We all need to do our part to see that taxpayers’ money is not wasted. I have instituted a policy of not accepting last-minute plea bargains unless unusual circumstances exist. I have done this to cut down on the number of juror summons’ that need to be sent out. Many of my fellow judges in Colorado are instituting similar practices in order to use tax revenues and court time efficiently. Our goal is to not schedule trials that will not take place. Likewise, we want the participants to be assured that if a trial is scheduled, it will take place as scheduled. In order to accomplish this, we need the cooperation of all citizens.

There are legitimate reasons for summoned jurors to not serve. For instance, in cases of medical hardship, a call to the court can often lead to the potential juror being excused without the necessity of a court appearance. However, deciding not to show up without requesting a deferral of jury service is not acceptable and causes harm to all of us.

Perhaps one reason summoned jurors fail to appear is financial. This problem actually does not exist for most persons. Jurors are entitled to be paid regular wages, not to exceed $50 per day, unless mutually agreed upon with the employer, for the first three days of service from their employer and to compensation at the rate of $50 per day from the state if serving for more then three days.

The failure of an employer to pay normal wages makes it liable for treble damages and reasonable attorney fees incurred by the employee in enforcing the right to pay. The employer faces the same penalties, plus the issuance of court orders preventing further harassment if it harasses its employees for fulfilling their jury duty. In addition, an employer who willfully violates the law is guilty of a Class 2 misdemeanor, and faces a possible fine of up to $1000 and/or a jail sentence of up to one year.

A court can issue contempt citations and impose fines or even jail sentences on summoned jurors who wrongfully fail to appear. The failure to appear is also punishable as a Class 3 misdemeanor, which could lead to a fine of up to $750 and/or a jail sentence of up to six months.

There is no doubt that serving on a jury is an inconvenience.
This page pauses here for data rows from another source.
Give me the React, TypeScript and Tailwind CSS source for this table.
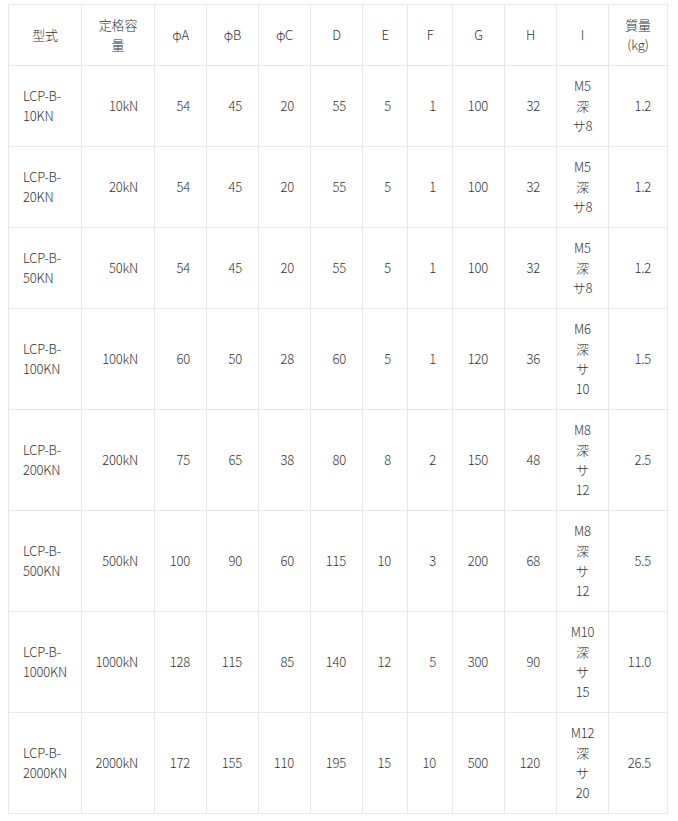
const headers: string[][] = [
  ['型式'],
  ['定格容', '量'],
  ['φA'],
  ['φB'],
  ['φC'],
  ['D'],
  ['E'],
  ['F'],
  ['G'],
  ['H'],
  ['I'],
  ['質量', '(kg)'],
];

type Row = {
  model: string;
  cap: string;
  nums: string[];
  hole: string[];
  mass: string;
};

const rows: Row[] = [
  { model: '10KN', cap: '10kN', nums: ['54', '45', '20', '55', '5', '1', '100', '32'], hole: ['M5', '深', 'サ8'], mass: '1.2' },
  { model: '20KN', cap: '20kN', nums: ['54', '45', '20', '55', '5', '1', '100', '32'], hole: ['M5', '深', 'サ8'], mass: '1.2' },
  { model: '50KN', cap: '50kN', nums: ['54', '45', '20', '55', '5', '1', '100', '32'], hole: ['M5', '深', 'サ8'], mass: '1.2' },
  { model: '100KN', cap: '100kN', nums: ['60', '50', '28', '60', '5', '1', '120', '36'], hole: ['M6', '深', 'サ', '10'], mass: '1.5' },
  { model: '200KN', cap: '200kN', nums: ['75', '65', '38', '80', '8', '2', '150', '48'], hole: ['M8', '深', 'サ', '12'], mass: '2.5' },
  { model: '500KN', cap: '500kN', nums: ['100', '90', '60', '115', '10', '3', '200', '68'], hole: ['M8', '深', 'サ', '12'], mass: '5.5' },
  { model: '1000KN', cap: '1000kN', nums: ['128', '115', '85', '140', '12', '5', '300', '90'], hole: ['M10', '深', 'サ', '15'], mass: '11.0' },
  { model: '2000KN', cap: '2000kN', nums: ['172', '155', '110', '195', '15', '10', '500', '120'], hole: ['M12', '深', 'サ', '20'], mass: '26.5' },
];

function Lines({ lines }: { lines: string[] }) {
  return (
    <div>
      {lines.map((l, i) => (
        <div key={i}>{l}</div>
      ))}
    </div>
  );
}

export default function App() {
  return (
    <div
      className="min-h-[821px] bg-white pl-[8px] pt-[4px] text-[13px] font-light leading-[20px] tracking-[-0.2px] text-[#333]"
      style={{ fontFamily: '"Noto Sans CJK JP", "Noto Sans", sans-serif' }}
    >
      <div className="grid w-[660px] grid-cols-[72px_72px_51px_51px_51px_51px_44px_44px_51px_51px_51px_58px] gap-px bg-[#e8e8e8] p-px">
        {/* header */}
        {headers.map((h, i) => (
          <div key={i} className="flex h-[60px] items-center justify-center bg-white text-center">
            <Lines lines={h} />
          </div>
        ))}

        {rows.map((r) => {
          const tall = r.hole.length > 3;
          const h = tall ? 'h-[100px]' : 'h-[80px]';
          return [
            <div key={r.model + 'm'} className={`flex ${h} items-center bg-white pl-[14px]`}>
              <Lines lines={['LCP-B-', r.model]} />
            </div>,
            <div key={r.model + 'c'} className={`flex ${h} items-center justify-end bg-white pr-[16px]`}>
              {r.cap}
            </div>,
            ...r.nums.map((n, i) => (
              <div key={r.model + 'n' + i} className={`flex ${h} items-center justify-end bg-white pr-[16px]`}>
                {n}
              </div>
            )),
            <div key={r.model + 'h'} className={`flex ${h} items-center justify-center bg-white text-center`}>
              <Lines lines={r.hole} />
            </div>,
            <div key={r.model + 'w'} className={`flex ${h} items-center justify-end bg-white pr-[16px]`}>
              {r.mass}
            </div>,
          ];
        })}
      </div>
    </div>
  );
}
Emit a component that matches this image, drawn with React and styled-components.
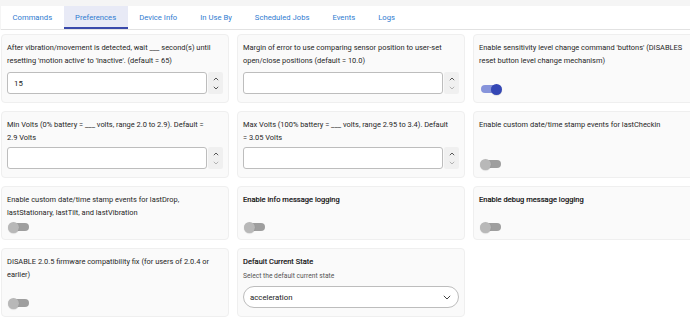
import React from "react";
import styled, { createGlobalStyle } from "styled-components";

const Global = createGlobalStyle`
  html, body { margin: 0; padding: 0; background: #fff; overflow: hidden; }
  body { font-family: Roboto, "Noto Sans", Arial, sans-serif; }
  * { box-sizing: border-box; }
`;

const Page = styled.div`
  width: 720px;
  background: #fff;
`;

const Header = styled.div`
  background: #f5f5f5;
  padding: 6px 0 0 1px;
`;

const TabBar = styled.nav`
  display: flex;
  background: #fff;
  border-bottom: 1px solid #e2e2e2;
  height: 24px;
`;

const Tab = styled.div`
  display: flex;
  align-items: center;
  padding: 0 11.5px;
  height: 23px;
  font-size: 7.7px;
  color: #2f7bd0;
  background: ${(p) => (p.$active ? "#e8eaf6" : "transparent")};
  border-bottom: 2px solid ${(p) => (p.$active ? "#3949ab" : "transparent")};
  padding-top: 2px;
`;

const Grid = styled.div`
  display: grid;
  grid-template-columns: repeat(3, 228px);
  grid-auto-rows: auto;
  gap: 8px;
  padding: 4px 0 0 1px;
`;

const Card = styled.div`
  display: flex;
  flex-direction: column;
  background: #fafafa;
  border: 1px solid #efefef;
  border-radius: 4px;
  padding: 6px 5px ${(p) => (p.$pb ? p.$pb : 7)}px;
`;

const Label = styled.div`
  font-size: 7.45px;
  line-height: 13px;
  padding-right: 1px;
  color: ${(p) => (p.$strong ? "#111" : "#262626")};
  letter-spacing: ${(p) => (p.$strong ? "0.05px" : "0")};
  -webkit-text-stroke: ${(p) => (p.$strong ? "0.2px #111" : "0")};
`;

const Sub = styled.div`
  font-size: 6.7px;
  line-height: 11px;
  color: #555;
  margin-top: 3px;
`;

const Bottom = styled.div`
  margin-top: auto;
  padding-top: ${(p) => (p.$gap !== undefined ? p.$gap : 5)}px;
`;

const NumberRow = styled.div`
  display: flex;
  height: 22px;
`;

const NumberBox = styled.div`
  flex: 1;
  display: flex;
  align-items: center;
  border: 1px solid #bdbdbd;
  border-radius: 3px;
  background: #fff;
  padding: 0 6px;
  font-size: 7.8px;
  color: #222;
`;

const Stepper = styled.div`
  width: 15px;
  display: flex;
  flex-direction: column;
  align-items: center;
  justify-content: center;
  gap: 5px;
  background: #f0f0f0;
  border-radius: 2px;
  margin-left: 1px;
`;

const Chev = ({ up, light }) => (
  <svg width="6" height="4" viewBox="0 0 6 4">
    <path
      d={up ? "M0.8 3.2 L3 1 L5.2 3.2" : "M0.8 0.8 L3 3 L5.2 0.8"}
      fill="none"
      stroke={light ? "#aaa" : "#444"}
      strokeWidth="0.9"
    />
  </svg>
);

const NumberInput = ({ value, downDark }) => (
  <NumberRow>
    <NumberBox>{value}</NumberBox>
    <Stepper>
      <Chev up />
      <Chev light={!downDark} />
    </Stepper>
  </NumberRow>
);

const SwitchWrap = styled.div`
  position: relative;
  width: 22px;
  height: 12px;
  margin-left: 1px;
`;

const Track = styled.div`
  position: absolute;
  left: 1px;
  top: 2px;
  width: 20px;
  height: 8px;
  border-radius: 4px;
  background: ${(p) => (p.$on ? "#8794db" : "#9e9e9e")};
`;

const Knob = styled.div`
  position: absolute;
  top: 0.5px;
  left: ${(p) => (p.$on ? "11px" : "0")};
  width: 11px;
  height: 11px;
  border-radius: 50%;
  background: ${(p) => (p.$on ? "#3447b5" : "#b8b8b8")};
  box-shadow: 0 0.5px 1px rgba(0, 0, 0, 0.2);
`;

const Switch = ({ on }) => (
  <SwitchWrap>
    <Track $on={on} />
    <Knob $on={on} />
  </SwitchWrap>
);

const SelectBox = styled.div`
  display: flex;
  align-items: center;
  justify-content: space-between;
  height: 22px;
  border: 1px solid #bdbdbd;
  border-radius: 11px;
  background: #fff;
  padding: 0 7px 0 6px;
  font-size: 7.8px;
  color: #222;
`;

const tabs = ["Commands", "Preferences", "Device Info", "In Use By", "Scheduled Jobs", "Events", "Logs"];

export default function App() {
  return (
    <Page>
      <Global />
      <Header>
        <TabBar>
          {tabs.map((t) => (
            <Tab key={t} $active={t === "Preferences"}>
              {t}
            </Tab>
          ))}
        </TabBar>
      </Header>
      <Grid>
        <Card $pb={8}>
          <Label>After vibration/movement is detected, wait ___ second(s) until resetting 'motion active' to 'inactive'. (default = 65)</Label>
          <Bottom>
            <NumberInput value="15" downDark />
          </Bottom>
        </Card>
        <Card $pb={8}>
          <Label>Margin of error to use comparing sensor position to user-set open/close positions (default = 10.0)</Label>
          <Bottom>
            <NumberInput value="" />
          </Bottom>
        </Card>
        <Card>
          <Label>Enable sensitivity level change command 'buttons' (DISABLES reset button level change mechanism)</Label>
          <Bottom>
            <Switch on />
          </Bottom>
        </Card>

        <Card $pb={8}>
          <Label>{"Min Volts (0% battery = ___ volts, range 2.0 to 2.9). Default = 2.9\u00a0Volts"}</Label>
          <Bottom $gap={3}>
            <NumberInput value="" />
          </Bottom>
        </Card>
        <Card $pb={8}>
          <Label>{"Max Volts (100% battery = ___ volts, range 2.95 to 3.4). Default =\u00a03.05 Volts"}</Label>
          <Bottom $gap={3}>
            <NumberInput value="" />
          </Bottom>
        </Card>
        <Card>
          <Label>Enable custom date/time stamp events for lastCheckin</Label>
          <Bottom>
            <Switch />
          </Bottom>
        </Card>

        <Card $pb={6}>
          <Label>Enable custom date/time stamp events for lastDrop, lastStationary, lastTilt, and lastVibration</Label>
          <Bottom $gap={2}>
            <Switch />
          </Bottom>
        </Card>
        <Card $pb={6}>
          <Label $strong>Enable info message logging</Label>
          <Bottom $gap={2}>
            <Switch />
          </Bottom>
        </Card>
        <Card $pb={6}>
          <Label $strong>Enable debug message logging</Label>
          <Bottom $gap={2}>
            <Switch />
          </Bottom>
        </Card>

        <Card>
          <Label>DISABLE 2.0.5 firmware compatibility fix (for users of 2.0.4 or earlier)</Label>
          <Bottom>
            <Switch />
          </Bottom>
        </Card>
        <Card $pb={8}>
          <Label $strong>Default Current State</Label>
          <Sub>Select the default current state</Sub>
          <Bottom $gap={4}>
            <SelectBox>
              <span>acceleration</span>
              <svg width="8" height="5" viewBox="0 0 8 5">
                <path d="M0.8 0.8 L4 4 L7.2 0.8" fill="none" stroke="#444" strokeWidth="1" />
              </svg>
            </SelectBox>
          </Bottom>
        </Card>
      </Grid>
    </Page>
  );
}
However, the inconvenience is outweighed by the rewards of fulfilling one’s civic and patriotic duty to help keep our system of justice the fairest in the world. Remember, it could be your case that is unnecessarily delayed and your tax dollars that are wasted when trials are continued because of a lack of jurors.

Wayne Patton is a judge based in Lake County, part of the 5th Judicial District that also serves Eagle County.